==== Dataset records

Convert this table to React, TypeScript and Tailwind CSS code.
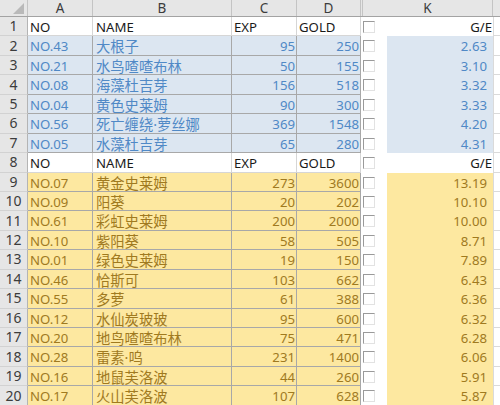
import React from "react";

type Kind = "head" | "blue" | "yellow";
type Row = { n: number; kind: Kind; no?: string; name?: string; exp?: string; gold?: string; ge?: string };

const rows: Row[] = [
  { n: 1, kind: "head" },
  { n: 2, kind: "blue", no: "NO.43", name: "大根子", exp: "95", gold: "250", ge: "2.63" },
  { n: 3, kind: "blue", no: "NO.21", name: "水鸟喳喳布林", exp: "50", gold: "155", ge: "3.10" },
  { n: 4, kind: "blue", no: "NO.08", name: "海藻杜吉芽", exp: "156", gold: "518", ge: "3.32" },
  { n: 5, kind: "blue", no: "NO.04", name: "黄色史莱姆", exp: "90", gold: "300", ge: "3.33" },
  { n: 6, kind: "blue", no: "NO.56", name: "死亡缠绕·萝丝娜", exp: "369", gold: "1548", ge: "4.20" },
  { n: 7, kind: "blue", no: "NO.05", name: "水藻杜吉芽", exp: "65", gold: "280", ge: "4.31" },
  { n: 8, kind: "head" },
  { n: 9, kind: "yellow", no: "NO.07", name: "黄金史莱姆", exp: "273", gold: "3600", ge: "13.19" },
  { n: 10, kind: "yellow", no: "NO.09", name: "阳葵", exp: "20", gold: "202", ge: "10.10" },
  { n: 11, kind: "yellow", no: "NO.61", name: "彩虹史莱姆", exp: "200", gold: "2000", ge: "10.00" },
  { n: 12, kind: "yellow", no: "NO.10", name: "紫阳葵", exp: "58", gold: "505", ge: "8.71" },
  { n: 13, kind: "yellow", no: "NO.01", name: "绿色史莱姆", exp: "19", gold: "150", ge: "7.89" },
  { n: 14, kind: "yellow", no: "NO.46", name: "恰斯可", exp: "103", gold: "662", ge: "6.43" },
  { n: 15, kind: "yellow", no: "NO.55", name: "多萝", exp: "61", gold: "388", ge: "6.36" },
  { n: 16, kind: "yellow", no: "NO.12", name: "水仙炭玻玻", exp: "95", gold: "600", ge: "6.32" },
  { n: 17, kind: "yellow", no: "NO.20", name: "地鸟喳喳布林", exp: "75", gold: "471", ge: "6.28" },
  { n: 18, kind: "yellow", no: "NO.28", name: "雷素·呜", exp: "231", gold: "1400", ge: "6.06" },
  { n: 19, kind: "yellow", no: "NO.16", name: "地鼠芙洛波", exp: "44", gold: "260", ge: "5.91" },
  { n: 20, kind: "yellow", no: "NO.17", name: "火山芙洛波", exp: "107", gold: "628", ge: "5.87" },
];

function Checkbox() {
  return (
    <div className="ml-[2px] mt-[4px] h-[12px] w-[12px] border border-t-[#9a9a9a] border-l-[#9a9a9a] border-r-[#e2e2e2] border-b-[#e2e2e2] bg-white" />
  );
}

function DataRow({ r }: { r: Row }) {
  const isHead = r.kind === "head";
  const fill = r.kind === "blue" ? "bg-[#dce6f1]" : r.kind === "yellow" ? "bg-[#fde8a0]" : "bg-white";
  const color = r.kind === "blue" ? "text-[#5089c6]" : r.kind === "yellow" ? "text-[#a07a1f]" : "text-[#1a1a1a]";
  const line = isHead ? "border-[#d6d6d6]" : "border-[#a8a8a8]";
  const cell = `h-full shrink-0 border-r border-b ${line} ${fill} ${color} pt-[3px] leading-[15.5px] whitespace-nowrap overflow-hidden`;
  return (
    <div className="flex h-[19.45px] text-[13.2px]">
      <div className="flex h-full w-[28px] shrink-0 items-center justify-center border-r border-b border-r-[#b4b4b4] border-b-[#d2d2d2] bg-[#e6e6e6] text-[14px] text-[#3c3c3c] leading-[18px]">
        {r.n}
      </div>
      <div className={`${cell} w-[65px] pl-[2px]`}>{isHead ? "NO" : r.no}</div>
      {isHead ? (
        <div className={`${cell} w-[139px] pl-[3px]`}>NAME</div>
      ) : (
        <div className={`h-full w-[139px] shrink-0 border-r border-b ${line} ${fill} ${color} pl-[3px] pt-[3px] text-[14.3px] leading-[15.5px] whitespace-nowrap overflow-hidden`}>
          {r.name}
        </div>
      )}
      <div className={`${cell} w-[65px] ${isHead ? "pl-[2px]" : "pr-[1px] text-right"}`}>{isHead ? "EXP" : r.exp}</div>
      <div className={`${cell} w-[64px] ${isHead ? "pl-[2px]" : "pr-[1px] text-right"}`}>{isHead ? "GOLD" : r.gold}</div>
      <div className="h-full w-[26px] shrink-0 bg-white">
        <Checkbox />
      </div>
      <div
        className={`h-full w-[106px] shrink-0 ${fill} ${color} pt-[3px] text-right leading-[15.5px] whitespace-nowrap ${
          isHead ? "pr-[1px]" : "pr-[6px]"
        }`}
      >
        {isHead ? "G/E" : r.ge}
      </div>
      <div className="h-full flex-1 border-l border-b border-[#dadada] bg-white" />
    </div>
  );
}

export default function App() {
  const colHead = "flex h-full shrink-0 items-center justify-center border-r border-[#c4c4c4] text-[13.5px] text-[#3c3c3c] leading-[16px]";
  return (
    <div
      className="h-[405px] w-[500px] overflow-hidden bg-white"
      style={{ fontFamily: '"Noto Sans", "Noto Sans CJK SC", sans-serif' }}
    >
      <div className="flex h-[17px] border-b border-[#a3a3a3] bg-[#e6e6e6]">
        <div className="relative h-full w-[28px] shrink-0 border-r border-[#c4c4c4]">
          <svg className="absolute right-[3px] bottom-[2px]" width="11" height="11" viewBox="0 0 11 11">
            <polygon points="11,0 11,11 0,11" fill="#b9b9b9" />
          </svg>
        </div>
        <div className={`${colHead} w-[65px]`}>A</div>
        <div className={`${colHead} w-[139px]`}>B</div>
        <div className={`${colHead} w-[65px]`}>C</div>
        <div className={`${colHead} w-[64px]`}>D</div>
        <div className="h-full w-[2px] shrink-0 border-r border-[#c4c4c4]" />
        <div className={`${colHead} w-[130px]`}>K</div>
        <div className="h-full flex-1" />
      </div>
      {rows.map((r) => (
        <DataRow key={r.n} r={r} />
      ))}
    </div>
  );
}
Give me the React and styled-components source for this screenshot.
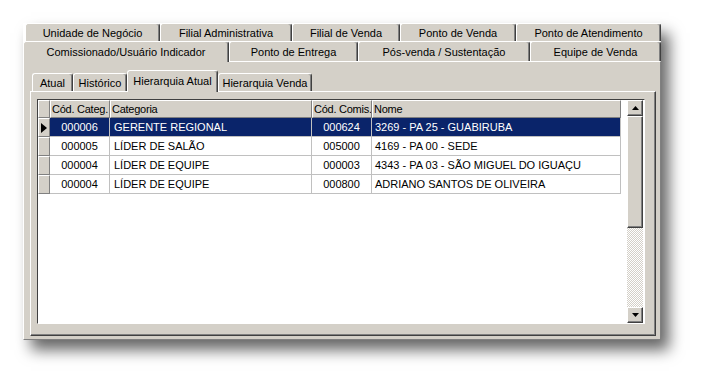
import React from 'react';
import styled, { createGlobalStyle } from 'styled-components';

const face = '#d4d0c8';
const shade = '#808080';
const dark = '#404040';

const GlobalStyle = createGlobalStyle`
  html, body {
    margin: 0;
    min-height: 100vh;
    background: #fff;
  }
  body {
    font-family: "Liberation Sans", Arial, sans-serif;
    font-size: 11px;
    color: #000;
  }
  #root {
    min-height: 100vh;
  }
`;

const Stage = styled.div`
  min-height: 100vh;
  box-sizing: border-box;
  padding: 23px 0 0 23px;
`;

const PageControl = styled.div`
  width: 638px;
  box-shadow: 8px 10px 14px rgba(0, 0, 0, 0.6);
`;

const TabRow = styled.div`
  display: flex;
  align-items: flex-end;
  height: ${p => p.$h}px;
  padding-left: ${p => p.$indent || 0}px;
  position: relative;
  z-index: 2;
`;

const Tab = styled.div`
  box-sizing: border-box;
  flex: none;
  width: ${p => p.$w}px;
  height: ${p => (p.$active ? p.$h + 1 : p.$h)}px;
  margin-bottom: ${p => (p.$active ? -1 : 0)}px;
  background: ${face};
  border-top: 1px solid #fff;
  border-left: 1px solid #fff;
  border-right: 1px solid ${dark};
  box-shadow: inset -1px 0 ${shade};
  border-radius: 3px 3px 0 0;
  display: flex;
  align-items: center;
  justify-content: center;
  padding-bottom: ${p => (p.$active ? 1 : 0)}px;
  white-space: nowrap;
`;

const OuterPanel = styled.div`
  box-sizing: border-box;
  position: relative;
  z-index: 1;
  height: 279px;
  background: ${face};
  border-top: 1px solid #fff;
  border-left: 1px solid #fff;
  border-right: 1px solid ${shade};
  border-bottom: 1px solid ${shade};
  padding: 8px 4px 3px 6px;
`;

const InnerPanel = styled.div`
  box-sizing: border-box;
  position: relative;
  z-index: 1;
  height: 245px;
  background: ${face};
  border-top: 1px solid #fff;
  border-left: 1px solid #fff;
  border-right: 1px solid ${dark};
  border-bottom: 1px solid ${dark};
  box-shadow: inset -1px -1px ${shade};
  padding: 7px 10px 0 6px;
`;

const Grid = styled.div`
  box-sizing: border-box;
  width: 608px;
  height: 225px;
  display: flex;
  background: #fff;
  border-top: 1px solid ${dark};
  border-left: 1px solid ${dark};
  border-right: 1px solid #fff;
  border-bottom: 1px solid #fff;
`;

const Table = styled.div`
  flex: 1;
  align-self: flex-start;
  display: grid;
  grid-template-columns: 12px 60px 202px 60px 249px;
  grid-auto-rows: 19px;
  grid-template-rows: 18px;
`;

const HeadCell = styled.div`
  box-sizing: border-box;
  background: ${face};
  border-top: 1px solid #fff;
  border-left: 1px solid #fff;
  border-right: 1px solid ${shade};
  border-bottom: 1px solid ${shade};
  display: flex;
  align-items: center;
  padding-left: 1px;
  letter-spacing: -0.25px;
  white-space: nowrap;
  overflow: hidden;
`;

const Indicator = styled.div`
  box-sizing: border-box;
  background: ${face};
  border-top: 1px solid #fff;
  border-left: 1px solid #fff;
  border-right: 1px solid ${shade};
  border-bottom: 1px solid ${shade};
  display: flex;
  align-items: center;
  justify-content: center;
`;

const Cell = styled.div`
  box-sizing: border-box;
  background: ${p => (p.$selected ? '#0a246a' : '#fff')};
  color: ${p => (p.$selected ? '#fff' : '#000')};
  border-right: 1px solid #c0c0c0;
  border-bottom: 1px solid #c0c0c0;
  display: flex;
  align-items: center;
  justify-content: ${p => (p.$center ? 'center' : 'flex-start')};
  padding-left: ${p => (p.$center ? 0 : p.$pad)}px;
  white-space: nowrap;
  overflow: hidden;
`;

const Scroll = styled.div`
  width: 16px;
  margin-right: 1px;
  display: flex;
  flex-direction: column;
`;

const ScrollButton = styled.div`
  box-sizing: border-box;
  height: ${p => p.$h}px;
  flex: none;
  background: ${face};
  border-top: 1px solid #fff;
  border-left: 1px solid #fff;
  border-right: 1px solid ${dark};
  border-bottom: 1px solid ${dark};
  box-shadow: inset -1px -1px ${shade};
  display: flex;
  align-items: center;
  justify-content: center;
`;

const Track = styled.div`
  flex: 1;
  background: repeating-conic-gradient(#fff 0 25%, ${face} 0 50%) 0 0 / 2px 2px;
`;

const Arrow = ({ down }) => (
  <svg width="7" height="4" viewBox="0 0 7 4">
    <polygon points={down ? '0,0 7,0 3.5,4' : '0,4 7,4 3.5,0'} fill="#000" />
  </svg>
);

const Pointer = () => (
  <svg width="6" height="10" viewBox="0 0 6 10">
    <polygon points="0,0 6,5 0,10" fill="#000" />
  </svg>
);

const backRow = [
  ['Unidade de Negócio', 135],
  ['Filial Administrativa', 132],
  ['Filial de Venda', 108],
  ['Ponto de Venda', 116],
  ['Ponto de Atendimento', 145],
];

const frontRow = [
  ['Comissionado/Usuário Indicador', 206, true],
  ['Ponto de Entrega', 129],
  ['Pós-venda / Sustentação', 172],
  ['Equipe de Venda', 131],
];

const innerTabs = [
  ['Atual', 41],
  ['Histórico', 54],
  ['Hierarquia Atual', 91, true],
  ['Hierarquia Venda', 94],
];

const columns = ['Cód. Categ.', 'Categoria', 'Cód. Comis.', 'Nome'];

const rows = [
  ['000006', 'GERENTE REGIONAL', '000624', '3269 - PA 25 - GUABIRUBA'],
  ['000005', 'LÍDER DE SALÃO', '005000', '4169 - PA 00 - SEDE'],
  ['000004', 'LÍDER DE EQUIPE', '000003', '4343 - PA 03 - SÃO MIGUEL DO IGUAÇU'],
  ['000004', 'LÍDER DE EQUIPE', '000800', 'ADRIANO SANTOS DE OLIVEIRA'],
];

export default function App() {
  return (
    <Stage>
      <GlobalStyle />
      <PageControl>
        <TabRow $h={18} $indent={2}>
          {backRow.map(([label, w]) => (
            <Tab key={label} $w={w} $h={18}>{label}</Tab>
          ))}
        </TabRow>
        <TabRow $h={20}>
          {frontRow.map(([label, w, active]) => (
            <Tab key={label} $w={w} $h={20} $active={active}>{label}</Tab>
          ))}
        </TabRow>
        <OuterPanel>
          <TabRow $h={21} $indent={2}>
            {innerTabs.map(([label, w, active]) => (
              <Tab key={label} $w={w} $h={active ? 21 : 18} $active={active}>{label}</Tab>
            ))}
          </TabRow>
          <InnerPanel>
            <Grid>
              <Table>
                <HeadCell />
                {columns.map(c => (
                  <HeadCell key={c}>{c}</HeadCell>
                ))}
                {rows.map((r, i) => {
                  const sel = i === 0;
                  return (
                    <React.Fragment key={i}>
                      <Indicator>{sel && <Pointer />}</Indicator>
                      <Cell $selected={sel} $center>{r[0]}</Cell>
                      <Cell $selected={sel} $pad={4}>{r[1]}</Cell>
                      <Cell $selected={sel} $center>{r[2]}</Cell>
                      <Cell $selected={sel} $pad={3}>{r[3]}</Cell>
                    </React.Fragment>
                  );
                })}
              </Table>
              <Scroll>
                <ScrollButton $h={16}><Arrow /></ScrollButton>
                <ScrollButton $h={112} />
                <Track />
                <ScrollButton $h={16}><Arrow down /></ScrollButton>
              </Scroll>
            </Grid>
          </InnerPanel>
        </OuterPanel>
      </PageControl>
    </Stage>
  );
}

========

Begin with the line that contains "Give me the" and end with the line that contains "const dark = '#404040';"; write out both and all lines between exactly, but no pictures.

Give me the React and styled-components source for this screenshot.
import React from 'react';
import styled, { createGlobalStyle } from 'styled-components';

const face = '#d4d0c8';
const shade = '#808080';
const dark = '#404040';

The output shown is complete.